The Export Predictor is built using international trade data from UN Comtrade. The data used covers the last 20 years, over 200 countries and more than 1,200 products. Data reported by the importing country is generally more reliable and used unless missing (in which case data reported by the exporter is used). Some products such as oil are excluded as they depend more on natural resource endowments than productive knowledge.

Country proximity

Distance between countries is measured along the following dimensions:

Products exported (how similar countries are in terms of the products they export).
Products imported (how similar countries are in terms of the products they import).
Destination of exports (how similar countries are in terms the countries they export to).
Origin of imports (how similar countries are in terms the countries they import from).
Bilateral trade intensity (the value of trade between two countries, normalised by their share of global trade).
Geographic distance (the number of kilometers between each capital city).

The networks of country proximity according to each measure are visualised here.

Export predictions

The objective is to predict ‘export discoveries’. To limit noise in the data, a country is considered to have discovered a new product after exporting it for three consecutive years. Likewise, only products not exported for three consecutive years are considered potential new discoveries.

Considering only completely new products will not generate useful predictions for industrialised and large emerging economies that already export most of the products in the database. The model is therefore separately trained to also predict new areas of comparative advantage. A country is said to have revealed comparative advantage if it's export share of a product exceeds that product's share in global trade. UN Comtrade data is used to identify all ‘discoveries’ over the last two decades according to both of these definitions.

The neighbours of each country (according to the proximity measures defined above) are ranked. The comparative advantage of each neighbour in each potential discovery is then computed. To increase predictive power and reduce computational requirements, the comparative advantage of all the neighbours is projected on to the most discriminative direction with respect to export discoveries in the previous year (using Linear Discriminants Analysis). The model also takes account of the past discovery rate for each country and product.

Finally, the XGBoost algorithm is trained to predict the probability of a given country discovering (or developing comparative advantage in) a given product. The discoveries predicted within the next three years can be explored here.

Model evaluation

The emergence of new export industries is relatively rare: the product discovery rate is around 3%. Developing a new comparative advantage is even rarer: the average discovery rate is less than 1%. The probability ranking across products or countries is as (or more) important than obtaining a correct binary classification (export discovery or not). In these situations, the receiver operating characteristic (ROC) curve is often used to evaluate a model’s predictions. This a plot of the true-positive rate against the false positive rate at different discrimination (probability) thresholds, after testing the model on new data.

For example, the ROC curve below was generated by training the model on data from 1996 to 2012 and evaluating its predictions against the actual product discoveries between 2013 and 2015. The potential new exports with a predicted probability of at least 3% include almost all of the true positives (products that were indeed discovered). However, almost 20% of these products were not discovered (were false positives). Using a higher threshold will eliminate most false positives, but at the cost of excluding products that were discovered.

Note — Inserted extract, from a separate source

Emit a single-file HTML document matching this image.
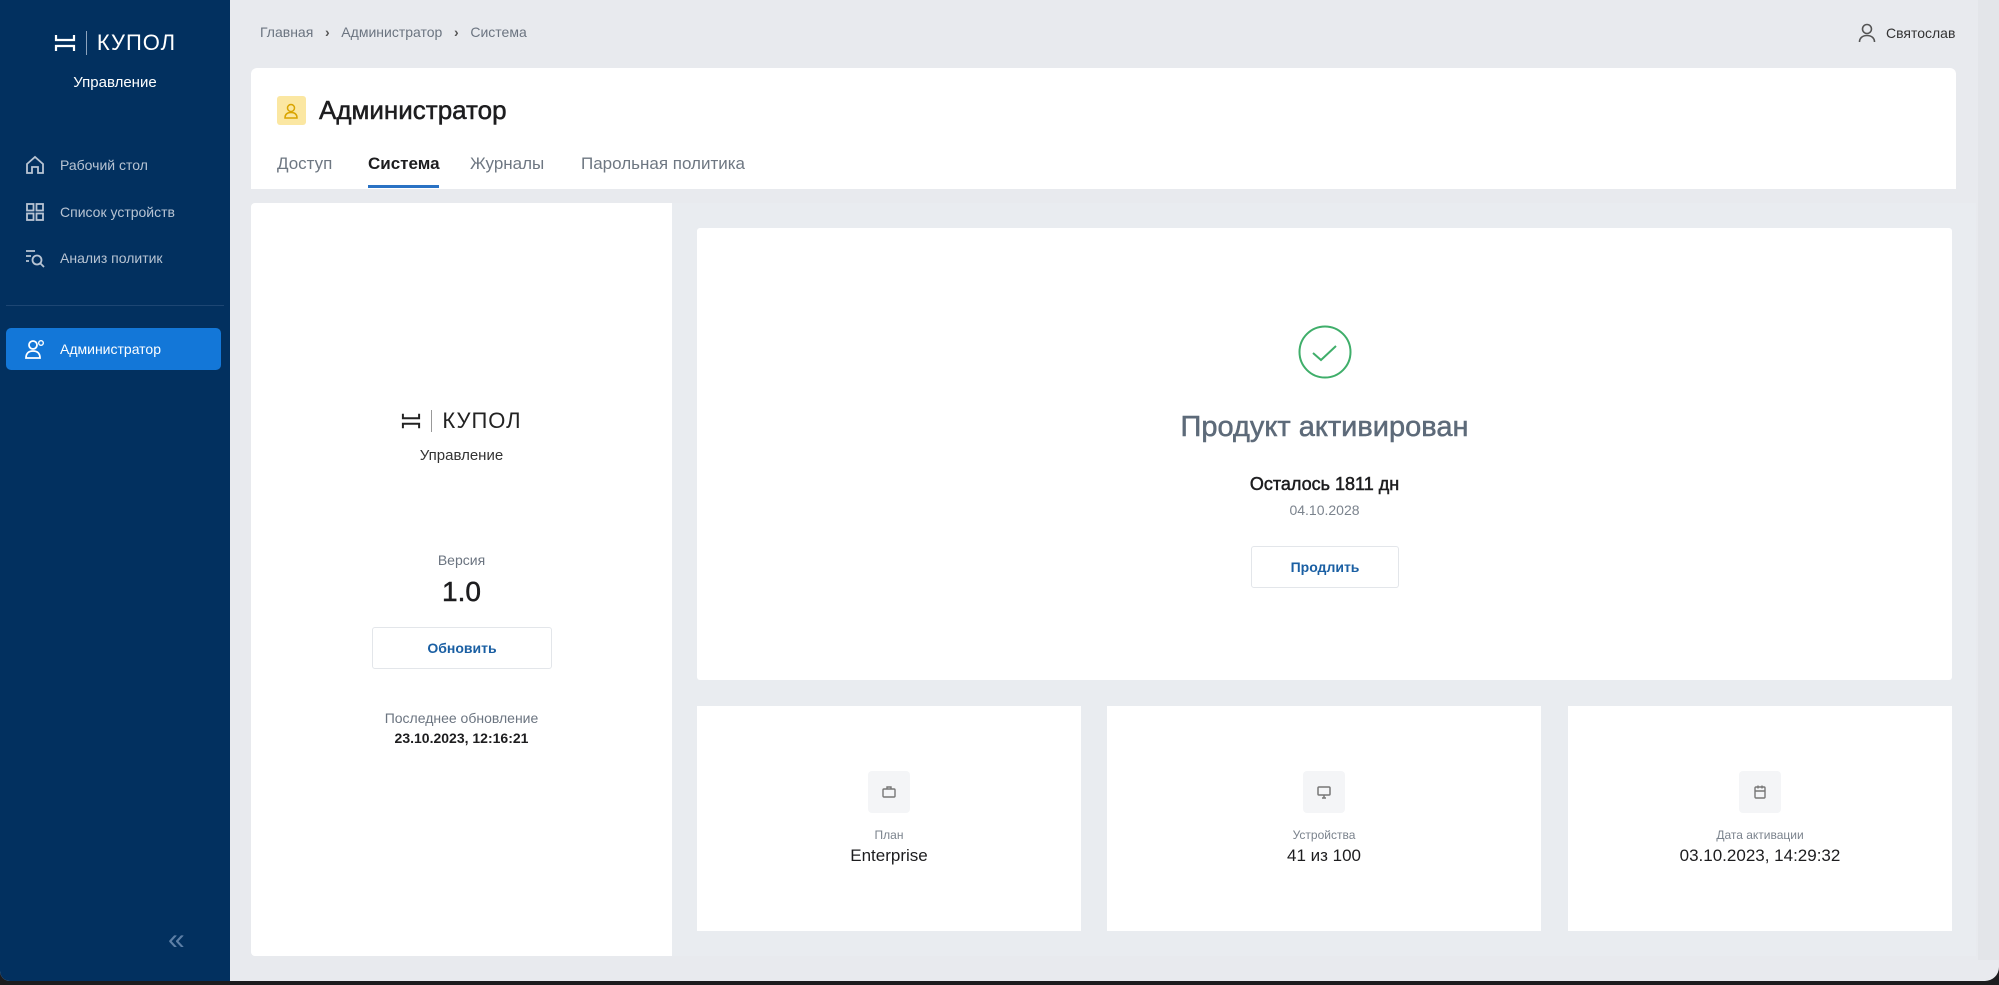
<!DOCTYPE html>
<html><head><meta charset="utf-8"><style>
*{box-sizing:border-box;margin:0;padding:0}
body{width:1999px;height:985px;overflow:hidden;background:#1c1c1e;font-family:"Liberation Sans",sans-serif;position:relative}
.abs{position:absolute}
#app{position:absolute;left:0;top:0;width:1999px;height:981px;background:#e8eaee;border-radius:0 0 14px 10px;overflow:hidden}
#side{position:absolute;left:0;top:0;width:230px;height:981px;background:#02305f}
.logo{display:flex;align-items:center;justify-content:center;gap:10px;font-size:22px;letter-spacing:1px}
.nav{position:absolute;left:24px;color:#b8c4d3;font-size:14px;display:flex;align-items:center;gap:14px}
.card{position:absolute;background:#fff}
.c{text-align:center;position:absolute;left:0;right:0}
.med{-webkit-text-stroke:0.5px currentColor}
.btn{position:absolute;background:#fff;border:1px solid #e3e6ea;border-radius:3px;color:#1a5fa3;font-weight:bold;font-size:14px;display:flex;align-items:center;justify-content:center}
.ib{position:absolute;width:42px;height:42px;background:#f4f5f7;border-radius:4px;left:50%;margin-left:-21px;top:65px;display:flex;align-items:center;justify-content:center}
</style></head><body>
<div id="app">
<div id="side">
  <div class="abs logo" style="left:0;right:0;top:30px;color:#fff">
    <svg width="22" height="20" viewBox="0 0 22 20"><path d="M2 2v5h18V2M2 18v-5h18v5" stroke="#fff" stroke-width="2.2" fill="none"/></svg>
    <span style="width:1px;height:24px;background:#8da3bd"></span><span>КУПОЛ</span></div>
  <div class="c" style="top:74px;color:#fff;font-size:15px">Управление</div>
  <div class="nav" style="top:154px"><svg width="22" height="22" viewBox="0 0 22 22"><path d="M3 10L11 3l8 7v9h-5v-6H8v6H3z" stroke="#b8c4d3" stroke-width="1.8" fill="none"/></svg>Рабочий стол</div>
  <div class="nav" style="top:201px"><svg width="22" height="22" viewBox="0 0 22 22" fill="none" stroke="#b8c4d3" stroke-width="1.8"><rect x="3" y="3" width="6.5" height="6.5"/><rect x="12.5" y="3" width="6.5" height="6.5"/><rect x="3" y="12.5" width="6.5" height="6.5"/><rect x="12.5" y="12.5" width="6.5" height="6.5"/></svg>Список устройств</div>
  <div class="nav" style="top:247px"><svg width="22" height="22" viewBox="0 0 22 22" fill="none" stroke="#b8c4d3" stroke-width="1.8"><path d="M2 4h9M2 9h5M2 14h3"/><circle cx="13" cy="13" r="4.5"/><path d="M16.5 16.5L20 20"/></svg>Анализ политик</div>
  <div class="abs" style="left:6px;right:6px;top:305px;height:1px;background:#1d4673"></div>
  <div class="abs" style="left:6px;width:215px;top:328px;height:42px;background:#1377d8;border-radius:5px"></div>
  <div class="nav" style="top:338px;color:#fff"><svg width="22" height="22" viewBox="0 0 22 22" fill="none" stroke="#fff" stroke-width="1.8"><circle cx="9" cy="7" r="4"/><path d="M2 20c0-5 3-7 7-7s7 2 7 7z"/><circle cx="17" cy="5" r="2.3" stroke-width="1.4"/></svg>Администратор</div>
  <div class="abs" style="left:168px;top:928px;color:#5d7fa6;font-size:30px;line-height:24px">«</div>
</div>
<div class="abs" style="left:260px;top:24px;font-size:14px;color:#6b7480">Главная &nbsp;&nbsp;<b style="color:#555">›</b>&nbsp;&nbsp; Администратор &nbsp;&nbsp;<b style="color:#555">›</b>&nbsp;&nbsp; Система</div>
<div class="abs" style="left:1858px;top:23px;font-size:14px;color:#333;display:flex;align-items:center;gap:10px"><svg width="18" height="20" viewBox="0 0 18 20" fill="none" stroke="#555" stroke-width="1.6"><circle cx="9" cy="6" r="4.5"/><path d="M1.5 19c0-4 3-6.5 7.5-6.5s7.5 2.5 7.5 6.5"/></svg>Святослав</div>
<div class="abs" style="left:1978px;top:0;width:21px;height:960px;background:#e3e5e9"></div>
<div class="card" style="left:251px;top:68px;width:1705px;height:121px;border-radius:6px 6px 0 0">
  <div class="abs" style="left:26px;top:28px;width:29px;height:29px;background:#fbe7a2;border-radius:3px;display:flex;align-items:center;justify-content:center"><svg width="18" height="18" viewBox="0 0 18 18" fill="none" stroke="#d9a400" stroke-width="1.5"><circle cx="8" cy="6" r="3.5"/><path d="M2 16c0-4 2.5-5.5 6-5.5s6 1.5 6 5.5z"/></svg></div>
  <div class="abs med" style="left:68px;top:27px;font-size:26px;color:#1d1d1f">Администратор</div>
  <div class="abs" style="left:26px;top:86px;font-size:17px;color:#6e7782">Доступ</div>
  <div class="abs" style="left:117px;top:86px;font-size:17px;color:#1d1d1f;font-weight:bold">Система</div>
  <div class="abs" style="left:117px;top:117px;width:71px;height:3px;background:#2a72c4"></div>
  <div class="abs" style="left:219px;top:86px;font-size:17px;color:#6e7782">Журналы</div>
  <div class="abs" style="left:330px;top:86px;font-size:17px;color:#6e7782">Парольная политика</div>
</div>
<div class="card" style="left:251px;top:203px;width:421px;height:753px;border-radius:4px 0 0 4px">
  <div class="abs logo" style="left:0;right:0;top:205px;color:#222;font-size:22px">
    <svg width="20" height="18" viewBox="0 0 22 20"><path d="M2 2v5h18V2M2 18v-5h18v5" stroke="#222" stroke-width="2.2" fill="none"/></svg>
    <span style="width:1px;height:22px;background:#999"></span><span>КУПОЛ</span></div>
  <div class="c" style="top:244px;font-size:15px;color:#333">Управление</div>
  <div class="c" style="top:349px;font-size:14px;color:#6b7480">Версия</div>
  <div class="c med" style="top:373px;font-size:28px;color:#1d1d1f">1.0</div>
  <div class="btn" style="left:121px;top:424px;width:180px;height:42px">Обновить</div>
  <div class="c" style="top:507px;font-size:14px;color:#6b7480">Последнее обновление</div>
  <div class="c" style="top:527px;font-size:14px;color:#1d1d1f;font-weight:bold">23.10.2023, 12:16:21</div>
</div>
<div class="abs" style="left:672px;top:203px;width:1304px;height:753px;background:#e9ecf0"></div>
<div class="card" style="left:697px;top:228px;width:1255px;height:452px;border-radius:3px">
  <svg class="abs" style="left:600px;top:96px" width="56" height="56" viewBox="0 0 56 56" fill="none" stroke="#3fae6a" stroke-width="2"><circle cx="28" cy="28" r="25.5"/><path d="M16 29l8 7 15-14"/></svg>
  <div class="c med" style="top:183px;font-size:29px;color:#5d6a79">Продукт активирован</div>
  <div class="c med" style="top:246px;font-size:18px;color:#1d1d1f">Осталось 1811 дн</div>
  <div class="c" style="top:274px;font-size:14px;color:#7b838d">04.10.2028</div>
  <div class="btn" style="left:554px;top:318px;width:148px;height:42px">Продлить</div>
</div>
<div class="card" style="left:697px;top:706px;width:384px;height:225px">
  <div class="ib"><svg width="16" height="16" viewBox="0 0 16 16" fill="none" stroke="#777" stroke-width="1.4"><rect x="2" y="5" width="12" height="8" rx="1"/><path d="M6 5V3h4v2"/></svg></div>
  <div class="c" style="top:122px;font-size:12px;color:#7b838d">План</div>
  <div class="c" style="top:140px;font-size:17px;color:#1d1d1f">Enterprise</div>
</div>
<div class="card" style="left:1107px;top:706px;width:434px;height:225px">
  <div class="ib"><svg width="16" height="16" viewBox="0 0 16 16" fill="none" stroke="#777" stroke-width="1.5"><rect x="2" y="3" width="12" height="8" rx="1"/><path d="M6 14h4M8 11v3"/></svg></div>
  <div class="c" style="top:122px;font-size:12px;color:#7b838d">Устройства</div>
  <div class="c" style="top:140px;font-size:17px;color:#1d1d1f">41 из 100</div>
</div>
<div class="card" style="left:1568px;top:706px;width:384px;height:225px">
  <div class="ib"><svg width="16" height="16" viewBox="0 0 16 16" fill="none" stroke="#777" stroke-width="1.4"><rect x="3" y="3" width="10" height="11" rx="1"/><path d="M3 7h10M6 1.5v3M10 1.5v3"/></svg></div>
  <div class="c" style="top:122px;font-size:12px;color:#7b838d">Дата активации</div>
  <div class="c" style="top:140px;font-size:17px;color:#1d1d1f">03.10.2023, 14:29:32</div>
</div>
</div>
</body></html>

The area under the ROC curve (AUC) provides a measure of the model’s overall performance, or more specifically how well it ranks the probabilities of potential exports. An AUC score of 0.5 indicates the model is no better than a random guess, whereas the maximum score of 1 indicates no false positives and no false negatives. When evaluated with the most recent data, the export prediction model scores around 0.95 (see chart below). This means that 95% of the time a randomly chosen product that is discovered will have a higher predicted probability than a randomly chosen product that is not. The model’s performance continues to improve as more data becomes available, providing assurance future predictions should be no less reliable. When trained to predict comparative advantage the model scores even higher: with an AUC score of 0.98.

Limitations and modifications

The Export Predictor was designed primarily for policy makers in developing countries. The predictions may not be useful for every country, particularly those close to the technological frontier that are more likely to discover new products through innovation than diffusion of existing knowledge.

The same approach could be used to predict other outcomes, including imports. Knowing which countries are most likely to import a particular product could help multinational companies plan their entry into new markets. The model may need to be re-trained using more disaggregated data, for example HS 6-digit level of classification rather than the 4-digit level currently used.